The Port of Hood River, a public agency, has owned and operated the Hood River/White Salmon Interstate Bridge since 1950. The 4,418’ steel truss bridge was originally constructed in 1924. It provides a critical, bi-state transportation link in the heart of the Columbia River Gorge National Scenic Area. The Bridge is over 30 years past its design life. Its sufficiency rating, a numeric representation of reliability and functionality, is 48.8, a strong indicator of functional obsolescence. It creates a hazardous traffic bottleneck during closures of I-84 in Oregon or SR-14 Washington, a frequent occurrence. It has 9’4” travel lanes, vastly undersized for today’s vehicles, and no pedestrian or bicycle facilities. The 80,000 lbs. weight limit restricts vehicle freight movement; and the narrow, poorly aligned navigation channel presents the greatest navigational hazard on the entire Columbia/Snake River federal inland waterway system. For these reasons, and more, the Port of Hood River Commission set course in 2015 to pursue bridge replacement.
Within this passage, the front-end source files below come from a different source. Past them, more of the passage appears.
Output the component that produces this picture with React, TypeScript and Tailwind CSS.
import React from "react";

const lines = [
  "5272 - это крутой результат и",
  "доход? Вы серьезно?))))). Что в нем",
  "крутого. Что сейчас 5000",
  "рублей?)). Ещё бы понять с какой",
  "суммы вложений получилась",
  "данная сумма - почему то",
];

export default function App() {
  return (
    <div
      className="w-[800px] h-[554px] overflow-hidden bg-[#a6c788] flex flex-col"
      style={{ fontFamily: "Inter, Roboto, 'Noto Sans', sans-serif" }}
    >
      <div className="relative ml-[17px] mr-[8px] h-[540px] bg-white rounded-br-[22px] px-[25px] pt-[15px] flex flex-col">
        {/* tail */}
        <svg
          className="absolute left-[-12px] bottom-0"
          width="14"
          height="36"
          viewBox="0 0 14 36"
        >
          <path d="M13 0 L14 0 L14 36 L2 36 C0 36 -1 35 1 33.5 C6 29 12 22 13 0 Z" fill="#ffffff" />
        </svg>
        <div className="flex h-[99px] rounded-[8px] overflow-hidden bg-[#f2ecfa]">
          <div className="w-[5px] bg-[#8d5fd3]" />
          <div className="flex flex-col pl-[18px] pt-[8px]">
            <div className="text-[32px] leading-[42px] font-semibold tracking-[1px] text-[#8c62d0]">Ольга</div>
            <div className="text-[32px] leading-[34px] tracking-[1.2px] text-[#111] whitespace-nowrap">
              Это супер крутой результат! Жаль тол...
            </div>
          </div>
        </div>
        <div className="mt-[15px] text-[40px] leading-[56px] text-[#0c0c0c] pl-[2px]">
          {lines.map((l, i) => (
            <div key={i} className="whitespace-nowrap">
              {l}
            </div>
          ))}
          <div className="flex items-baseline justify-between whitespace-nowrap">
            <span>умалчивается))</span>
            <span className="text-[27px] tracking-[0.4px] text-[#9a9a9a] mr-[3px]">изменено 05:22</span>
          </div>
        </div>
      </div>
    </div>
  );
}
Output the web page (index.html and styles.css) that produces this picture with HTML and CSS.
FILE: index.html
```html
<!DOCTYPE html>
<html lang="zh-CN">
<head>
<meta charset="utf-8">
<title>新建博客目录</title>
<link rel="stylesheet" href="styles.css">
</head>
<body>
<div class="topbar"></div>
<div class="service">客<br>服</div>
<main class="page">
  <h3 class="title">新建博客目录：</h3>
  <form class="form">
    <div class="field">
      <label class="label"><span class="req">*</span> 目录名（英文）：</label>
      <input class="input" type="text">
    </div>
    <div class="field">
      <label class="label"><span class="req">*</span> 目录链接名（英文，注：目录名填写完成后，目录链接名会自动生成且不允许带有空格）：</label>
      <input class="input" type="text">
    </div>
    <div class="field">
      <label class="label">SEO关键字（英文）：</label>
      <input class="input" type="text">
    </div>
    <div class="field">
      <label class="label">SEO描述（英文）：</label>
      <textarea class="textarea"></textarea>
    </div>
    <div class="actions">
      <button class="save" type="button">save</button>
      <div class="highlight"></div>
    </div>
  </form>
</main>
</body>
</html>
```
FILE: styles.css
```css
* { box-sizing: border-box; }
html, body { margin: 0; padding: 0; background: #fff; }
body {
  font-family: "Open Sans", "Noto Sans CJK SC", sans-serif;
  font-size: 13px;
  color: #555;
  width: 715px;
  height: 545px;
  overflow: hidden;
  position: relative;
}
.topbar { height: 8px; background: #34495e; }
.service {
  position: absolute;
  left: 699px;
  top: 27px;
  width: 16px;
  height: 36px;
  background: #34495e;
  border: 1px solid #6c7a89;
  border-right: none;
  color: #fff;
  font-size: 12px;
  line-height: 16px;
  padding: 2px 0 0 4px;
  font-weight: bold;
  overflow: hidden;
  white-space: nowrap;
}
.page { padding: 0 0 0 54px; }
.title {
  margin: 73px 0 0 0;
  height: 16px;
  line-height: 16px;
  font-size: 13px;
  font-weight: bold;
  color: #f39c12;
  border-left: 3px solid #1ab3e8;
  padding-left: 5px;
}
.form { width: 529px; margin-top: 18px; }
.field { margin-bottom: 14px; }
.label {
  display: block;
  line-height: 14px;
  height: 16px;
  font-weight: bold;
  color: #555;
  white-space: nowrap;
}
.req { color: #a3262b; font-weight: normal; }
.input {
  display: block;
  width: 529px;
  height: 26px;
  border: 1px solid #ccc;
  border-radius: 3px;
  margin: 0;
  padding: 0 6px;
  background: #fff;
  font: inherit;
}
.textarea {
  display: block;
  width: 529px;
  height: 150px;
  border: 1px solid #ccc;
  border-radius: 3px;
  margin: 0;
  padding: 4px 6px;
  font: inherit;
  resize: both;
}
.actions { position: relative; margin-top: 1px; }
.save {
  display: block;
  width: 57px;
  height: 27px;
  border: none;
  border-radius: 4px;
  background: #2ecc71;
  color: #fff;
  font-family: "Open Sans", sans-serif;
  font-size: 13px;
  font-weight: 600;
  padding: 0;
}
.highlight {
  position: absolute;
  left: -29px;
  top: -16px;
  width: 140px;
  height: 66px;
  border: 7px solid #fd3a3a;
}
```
Significant efforts to replace the bridge have been underway since the 1990’s. The Port is leading the effort to complete the next steps: a Final Environmental Impact Statement, financial analysis, and preliminary engineering and has secured state of Oregon financial support for this work. Building a large piece of bridge infrastructure in a small market with decreasing levels of federal funding is a significant challenge. And, under any likely scenario, the bridge will need to be a toll facility. Tolls are the only possible source of the significant local match required for federal grant funding, and a public/private partnership (“P3”) would rely almost entirely upon tolls to repay borrowed capital. The Port utilizes toll revenue to finance ongoing repairs that keep the current bridge safe and operational, and tolls will continue to play a critical role in financing the ultimate replacement bridge.
Critical Link in Regional Transportation System at Risk
- The bridge is structurally deficient for modern freight, recreational, and emergency response vehicles.The bridge is structurally deficient for modern freight, recreational, and emergency response vehicles.
- Expenses associated with keeping the bridge safe and operational are increasing, and cost of anticpated repairs and capital improvement exceed toll revenue projections.
- The bridge creates an unsafe choke point for large volumes of detoured traffic during emergencies and freeway closures, occurring on average 3-5 times each year.
- Traffic delays resulting from repair and maintenance work will continue to increase as needed repair projects increase in frequency.
- The bridge cannot accommodate growing traffic volumes (increasing 3.5% each year), and deterioration exacerbated by heavy trucks is accelerating. The bridge has no bicycle or pedestrian crossing lanes and cannot support the addition of such facilities.
- The bridge is seismically deficient and vulnerable to catastrophic failure in an earthquake.
- The bridge is the most hazardous navigational obstacle on the Columbia/Snake federal inland waterway with a poorly aligned navigation channel that is less than half the recommended width.
- Learn more about anticipated repair and capital upgrades here.
Progress made on the long path to a new bridge
The passage of Oregon HB 2750 and HB 2017 during the 2017 Oregon legislative session represent the most significant steps foward for bridge replacement in over a decade. Significant challenges remain, as public infrastructure funding at the local, state, and federal levels are very limited and project is located in a bi-state, rural area with a small population. Whether for repairs to the existing bridge or planning and construction of a new one, tolls will continue to be the primary funding source for the bridge. The chart below illustrates the likely pathways to a new bridge, including scenarios for a Design-Build, publicly-funded option or a public-private partnership, often referred to as a “P3” option. Click the image to download the PDF version of the chart.
Bridge Repair and Replacement Fund
On June 15, 1995, the Port established a Bridge Repair and Replacement Fund. All revenue from toll increases implemented in 1994, 2011, and a proposed increase in 2018, are dedicated to bridge repair or replacement. Since the fund was first established, revenues derived from the toll increases have been limited to (a) payment of Bridge expenditures, including capital projects, maintenance, operations (including direct and overhead expenses), equipment, reserves, financing costs (including debt service), and expenses to promote mass transit use of the Bridge, and (b) expenses associated with borrowings and any bond covenants. All revenue raised from this increase will have the same restrictions. As the Port plots a complex path toward replacement while also ensuring the existing bridge remains safe and operational, toll revenue will continue to be the sole source of funding.